You meet someone steady. The conversation is easy. There is no rush in the chest. The first walk together is just a walk — a real one, with sentences that finish themselves and silences that do not have to be filled. And somewhere inside you, quietly, comes the thought: is something missing here?

It is not missing. The alarm is missing. And your body, for a long time, was taught that the alarm was the love.

A nervous system trained on intensity reads calm as nothing. The body that learned to track the next shift in someone's mood — the lift in the voice, the slight change in the eyes, the gear-grind of an argument starting — does not always know what to do with a person whose mood is simply the same on Tuesday as it was on Sunday. The body keeps scanning. Finds nothing to track. Reports back: something is off here. Something is missing.

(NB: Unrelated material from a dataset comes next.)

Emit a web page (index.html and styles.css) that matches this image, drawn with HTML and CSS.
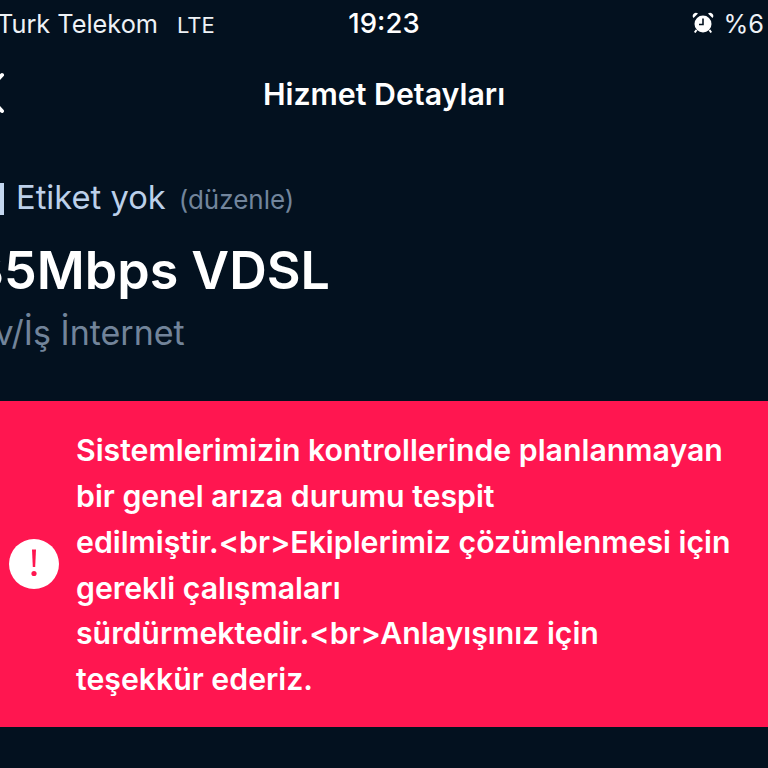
FILE: index.html
```html
<!DOCTYPE html>
<html lang="tr">
<head>
    <meta charset="UTF-8">
    <title>Hizmet Detayları</title>
    <meta name="viewport" content="width=device-width, initial-scale=1.0">
    <link rel="stylesheet" href="styles.css">
</head>
<body>

<!-- Durum çubuğu -->
<div class="statusBar">
    <div class="statusSol">
        <span>Turk Telekom</span>
        <span class="lte">LTE</span>
    </div>
    <div class="saat">19:23</div>
    <div class="statusSag">
        <svg class="alarm" width="22" height="22" viewBox="0 0 22 22">
            <circle cx="11" cy="12" r="8.5" fill="#fff"/>
            <path d="M1.5 6 L6 1.5 A3.2 3.2 0 0 0 1.5 6 Z M20.5 6 L16 1.5 A3.2 3.2 0 0 1 20.5 6 Z" fill="#fff"/>
            <path d="M4.5 18 L2.8 20.5 M17.5 18 L19.2 20.5" stroke="#fff" stroke-width="2"/>
            <path d="M11 6.5 V12.5 H7" stroke="#03111f" stroke-width="1.6" fill="none"/>
        </svg>
        <span>%6</span>
    </div>
</div>

<!-- Başlık -->
<div class="baslik">
    <svg class="geri" width="8" height="44" viewBox="0 0 8 44">
        <path d="M2 3 L-15 21 L2 39" stroke="#fff" stroke-width="4" stroke-linecap="round" fill="none"/>
    </svg>
    <h1>Hizmet Detayları</h1>
</div>

<!-- Hizmet bilgisi -->
<div class="hizmet">
    <div class="etiket">
        <span class="etiketIkon"></span>
        <span class="etiketYazi">Etiket yok</span>
        <span class="duzenle">(düzenle)</span>
    </div>
    <div class="paket">35Mbps VDSL</div>
    <div class="tur">Ev/İş İnternet</div>
</div>

<!-- Arıza uyarısı -->
<div class="uyari">
    <svg class="uyariIkon" width="50" height="50" viewBox="0 0 50 50">
        <circle cx="25" cy="25" r="25" fill="#fff"/>
        <path d="M23 10.5 H27 L26.2 28 H23.8 Z" fill="#ff1650"/>
        <circle cx="25" cy="34.5" r="2.6" fill="#ff1650"/>
    </svg>
    <p>Sistemlerimizin kontrollerinde planlanmayan bir genel arıza durumu tespit <span class="kirilmaz">edilmiştir.&lt;br&gt;Ekiplerimiz</span> çözümlenmesi için gerekli çalışmaları <span class="kirilmaz">sürdürmektedir.&lt;br&gt;Anlayışınız</span> için teşekkür ederiz.</p>
</div>

</body>
</html>
```

FILE: styles.css
```css
html, body {
    height: 100%;
}
body {
    font-family: Inter, "Liberation Sans", sans-serif;
    background-color: #03111f;
    color: #fff;
    margin: 0;
    overflow: hidden;
}
.statusBar {
    display: grid;
    grid-template-columns: 1fr auto 1fr;
    align-items: center;
    height: 46px;
    font-size: 25.3px;
    color: #eef2f6;
}
.statusSol {
    display: flex;
    align-items: baseline;
    gap: 19px;
    margin-left: -3px;
}
.lte {
    font-size: 22px;
}
.saat {
    font-size: 27.5px;
    font-weight: 500;
    color: #fff;
}
.statusSag {
    display: flex;
    justify-content: flex-end;
    align-items: center;
    gap: 9px;
    padding-right: 4px;
}
.baslik {
    display: flex;
    align-items: center;
    justify-content: center;
    height: 50px;
    margin-top: 23px;
    position: relative;
}
.baslik h1 {
    margin: 0;
    font-size: 30.3px;
    font-weight: 600;
}
.geri {
    position: absolute;
    left: 0;
    top: 3px;
}
.hizmet {
    margin-top: 58px;
    margin-left: -26px;
}
.etiket {
    display: flex;
    align-items: baseline;
    gap: 12px;
    height: 44px;
    margin-bottom: 2px;
}
.etiketIkon {
    width: 4px;
    height: 32px;
    margin-left: 26px;
    background: #c4d7ef;
    align-self: center;
}
.etiketYazi {
    font-size: 32.7px;
    color: #bcd0ea;
}
.duzenle {
    font-size: 26px;
    color: #72859c;
    margin-left: 1px;
}
.paket {
    font-size: 52px;
    font-weight: 600;
    line-height: 62px;
    margin-top: 19px;
    margin-left: -3px;
}
.tur {
    font-size: 34px;
    color: #72849a;
    line-height: 42px;
    margin-top: 10px;
}
.uyari {
    display: flex;
    align-items: center;
    background: #ff1650;
    height: 326px;
    margin-top: 47px;
    padding-left: 9px;
    gap: 17px;
}
.uyariIkon {
    flex-shrink: 0;
}
.uyari p {
    margin: 0;
    padding-top: 3px;
    width: 656px;
    font-size: 30.25px;
    font-weight: 600;
    line-height: 45.8px;
}
.kirilmaz {
    white-space: nowrap;
}
```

Nothing is off. The body is just looking for the wrong signal. The signal it learned to read — the spike, the rush, the hot-and-cold weather you once mistook for chemistry — was the signal of harm dressed up as love. The signal it has not yet learned to trust — the steady warmth, the boring Tuesday, the conversation that does not leave you analyzing it for hours afterward — is the signal of actual care.

This recalibration takes time. You may catch yourself rejecting the calm person because the calm person does not light up the old circuits. You may catch yourself pulled toward the spike of someone whose pattern is more familiar — and the familiarity, not the love, is what is pulling you. Familiarity is not the same as love. Familiarity is just familiar.

When you notice the something is missing feeling, try a small experiment. Sit with the calm for one more conversation. One more walk. One more meal. Let your body have a longer look at the steady signal. The signal is real. It is only quieter than the one your body learned to read. The quieter signal is the one that will keep you whole.

Today's Truth · Day 303 of 365

Calm is not boring. Calm is the absence of alarm. My body is allowed to learn that, slowly.